In reflection, I realize that I wanted to reclaim a deeper type of Jewish community — one that was traditional and connected to old-fashioned customs.

I suppose that my expectations got the best of me, which is why I ended my freshman year in the spring of 2011 feeling a bit unfulfilled and craving more.

It was both wonderful and surprisingly ironic that much of the connection I’d hoped to build by moving to L.A. was re-established in the Bay Area over the summer. Through interning at JIMENA: Jews Indigenous to the Middle East and North Africa with the Kohn Summer Intern Program, I learned that bigger is not always better, and that a smaller Jewish community has just as much to offer as a larger one.

My primary job at JIMENA was to help build its Oral History Project archives by transcribing video testimonies of older Sephardic and Mizrahi immigrants.

I watched them tell stories of Jewish life in the Middle East, the richness of it, the tragedy — the same stories I’d expect my grandparents would tell if they weren’t still living in Iran or if communication with them wasn’t so difficult.

Unlike so many of my Persian friends, I have never

even met my grandparents, as they have never left Iran. They are two of approximately 20,000 Jews left in Iran, joined by a shrinking Middle Eastern Jewish population of nearly 20,000 Jews in Turkey, 1,500 Jews in Tunisia, 5,000 in Morocco and 100 in Yemen.

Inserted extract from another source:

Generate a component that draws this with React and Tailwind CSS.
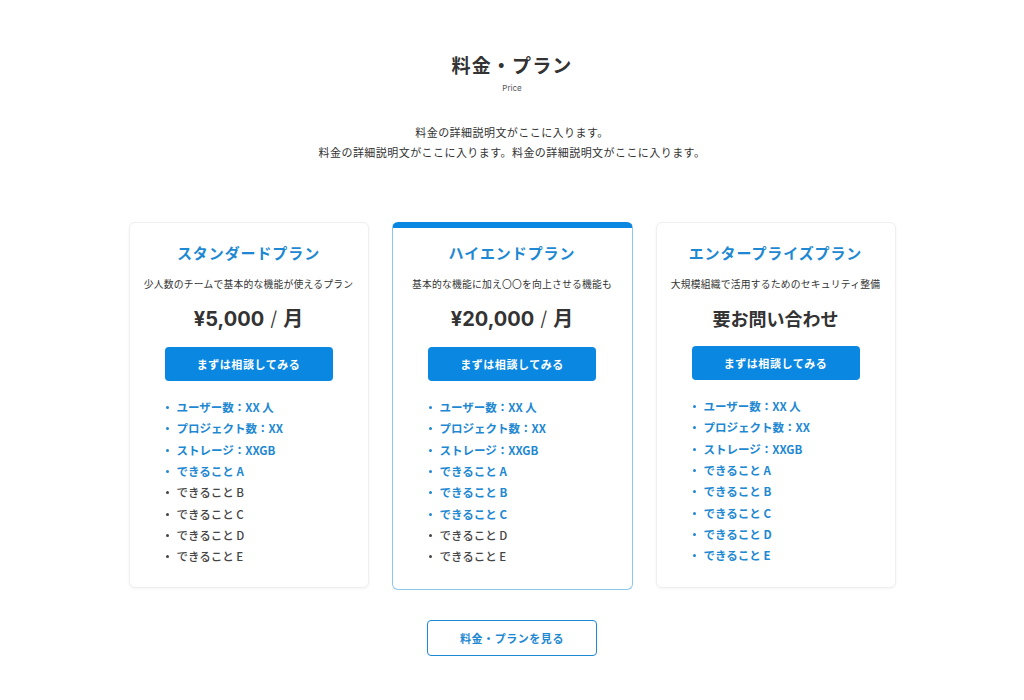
const plans = [
  {
    name: "スタンダードプラン",
    sub: "少人数のチームで基本的な機能が使えるプラン",
    price: "¥5,000",
    jp: false,
    on: 4,
  },
  {
    name: "ハイエンドプラン",
    sub: "基本的な機能に加え〇〇を向上させる機能も",
    price: "¥20,000",
    jp: false,
    on: 6,
    featured: true,
  },
  {
    name: "エンタープライズプラン",
    sub: "大規模組織で活用するためのセキュリティ整備",
    price: "要お問い合わせ",
    jp: true,
    on: 8,
  },
];

const features = [
  "ユーザー数：XX 人",
  "プロジェクト数：XX",
  "ストレージ：XXGB",
  "できること A",
  "できること B",
  "できること C",
  "できること D",
  "できること E",
];

const jpFont = "font-['Noto_Sans_CJK_JP','Noto_Sans',sans-serif]";

const PlanCard = ({ plan }) => {
  return (
    <div
      className={
        plan.featured
          ? "flex flex-col w-[241px] h-[368px] rounded-md border border-[#8cc6e8] border-t-[6px] border-t-[#0a87e0] pt-[14px] bg-white"
          : "flex flex-col w-[240px] h-[366px] rounded-md border border-[#efefef] shadow-[0_1px_3px_rgba(0,0,0,0.05)] pt-[19px] bg-white"
      }
    >
      <div className="text-center text-[15px] leading-[22px] font-bold tracking-[0.06em] text-[#1e88d2]">
        {plan.name}
      </div>
      <div className="mt-3 text-center text-[9.8px] leading-[16px] text-[#333] tracking-[0.02em]">
        {plan.sub}
      </div>
      {plan.jp ? (
        <div className="mt-[12px] text-center text-[18px] leading-[28px] font-bold text-[#333]">
          {plan.price}
        </div>
      ) : (
        <div className="mt-[12px] text-center text-[20px] leading-[28px] font-bold text-[#333] font-['Inter','Noto_Sans_CJK_JP',sans-serif]">
          {plan.price}
          <span className="font-light mx-[6px]">/</span>
          <span className="font-['Noto_Sans_CJK_JP',sans-serif]">月</span>
        </div>
      )}
      <div className="mt-[14px] mx-auto w-[168px] h-[34px] rounded-sm bg-[#0a87e0] flex items-center justify-center text-white text-[11px] font-bold tracking-[0.05em]">
        まずは相談してみる
      </div>
      <ul className="mt-[16px] pl-[36px] flex flex-col">
        {features.map((f, i) => (
          <li
            key={i}
            className={`flex items-center h-[21.3px] text-[11.5px] ${
              i < plan.on ? "text-[#1e88d2] font-bold" : "text-[#444] font-medium"
            }`}
          >
            <span
              className={`w-[3px] h-[3px] rounded-full mr-[8px] ${
                i < plan.on ? "bg-[#1e88d2]" : "bg-[#444]"
              }`}
            ></span>
            {f}
          </li>
        ))}
      </ul>
    </div>
  );
};

const App = () => {
  return (
    <div className={`w-full min-h-[700px] bg-white ${jpFont}`}>
      <div className="flex flex-col items-center pt-[51px]">
        <h2 className="text-[19px] leading-[28px] font-bold text-[#333] tracking-[0.06em]">
          料金・プラン
        </h2>
        <div className="mt-[3px] text-[8px] leading-[12px] text-[#555] font-['Inter',sans-serif]">
          Price
        </div>
        <div className="mt-[28px] text-center text-[11px] leading-[20px] text-[#333] tracking-[0.04em]">
          <p>料金の詳細説明文がここに入ります。</p>
          <p>料金の詳細説明文がここに入ります。料金の詳細説明文がここに入ります。</p>
        </div>
      </div>
      <div className="mt-[60px] flex justify-center items-start gap-[23px]">
        {plans.map((p, i) => (
          <PlanCard key={i} plan={p} />
        ))}
      </div>
      <div className="mt-[30px] flex justify-center">
        <div className="w-[170px] h-[36px] rounded-sm border border-[#1e88d2] flex items-center justify-center text-[11px] font-bold text-[#1e88d2] tracking-[0.05em]">
          料金・プランを見る
        </div>
      </div>
    </div>
  );
};

export default App;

My grandparents are a living example of the continued devotion to Judaism that Jews in the Middle East face under the threat of anti-Semitic governments. I’ve learned that maybe what I’ve been searching for is what many young American Jews take for granted — a normal relationship with my grandparents, which would inevitably connect me to my traditional Jewish culture.

It’s sad to think that I’ve been so disconnected from my Mizrahi heritage. Like many young Sephardic and Mizrahi Jews in North America, I love my rich Mizrahi heritage, but in many ways have been forced to put it aside when growing up and trying to assimilate in a predominantly American Ashkenazi Jewish culture.

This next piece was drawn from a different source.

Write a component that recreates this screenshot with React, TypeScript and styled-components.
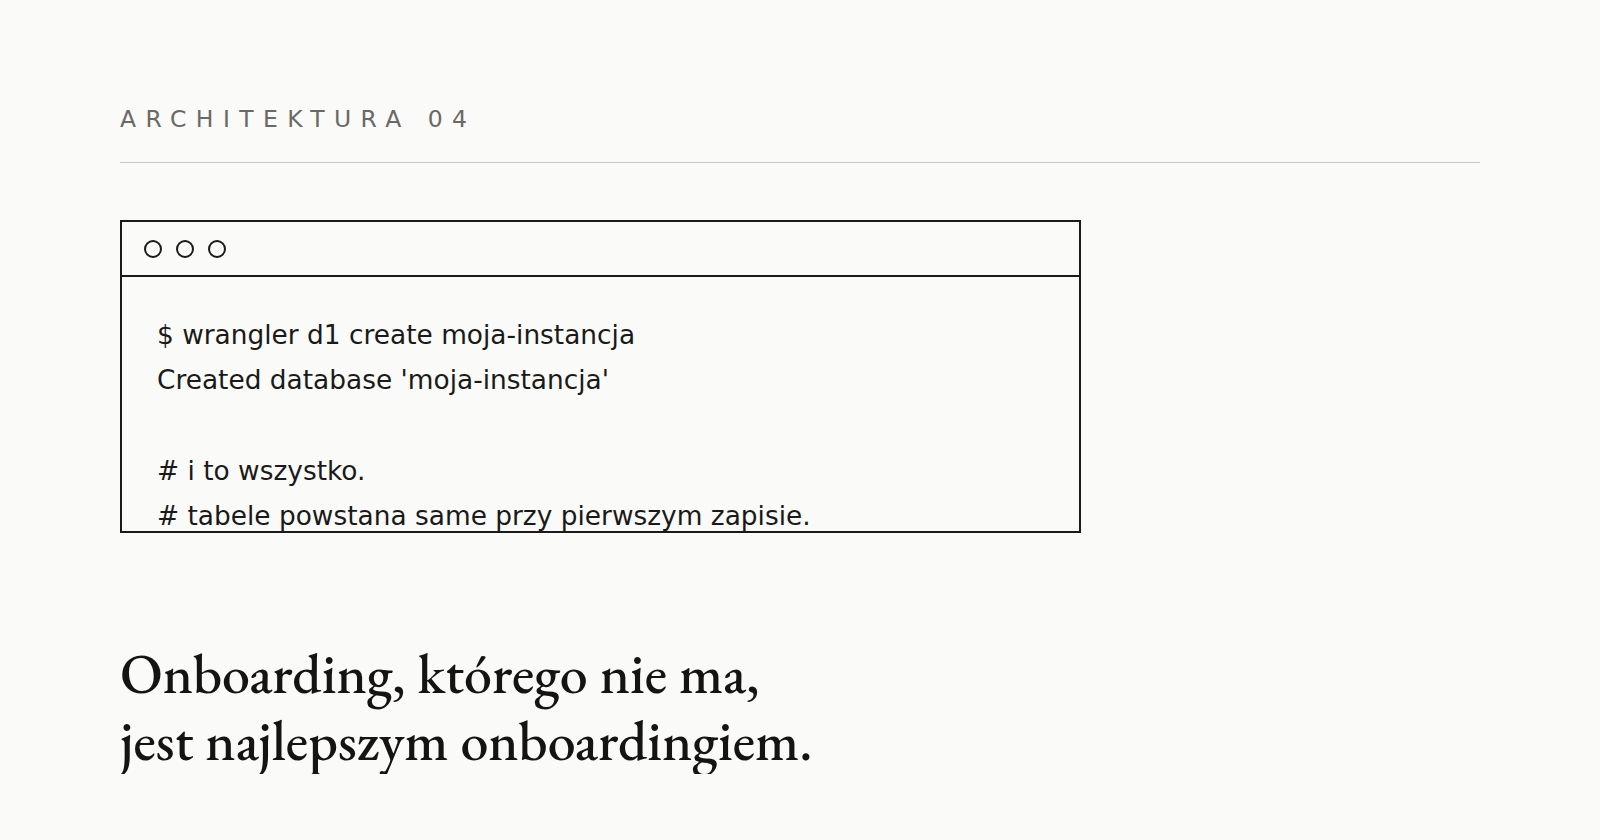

This summer, when I returned to the Sephardic minyan after 10 long years away, I found it sad that there were significantly fewer people there than I’d remembered. I was left wondering whether these families had left the synagogue or if, a sadder reality, that the older generation was dying, and their children and grandchildren were forgoing their Mizrahi and Sephardi heritage.

The cultural obstacles many Mizrahi and Sephardic Jews face make the work of organizations like JIMENA, Sephardic and Mizrahi synagogues, and smaller minyans throughout North America that much more important. Together they help preserve Mizrahi and Sephardic heritage, by reminding their respective communities that the fight to preserve a strong Mizrahi or Sephardic Jewish identity still exists, whether in countries like Iran and Yemen, or in thriving Jewish communities of the Bay Area or L.A.

The importance of openly embracing such a rich, vibrant culture extends beyond preserving the past. For fellow Mizrahi and Sephardi Jews, it’s important that we maintain our tradition for the present as well, as our heritage sustains our connection to Judaism and greatly contributes a colorful dimension to the larger Jewish communities we live in. We must ensure that the simple intricacies that make up our culture — from the spicy food to the loud, animated nature of a simple discussion — is never lost.

Asal Ehsanipour of San Mateo worked at JIMENA in the 2011 Kohn Summer Intern Program, run by Jewish Vocational Service. She is a sophomore at the University of Southern California, where she is pursuing degrees in public relations and peace and conflict studies.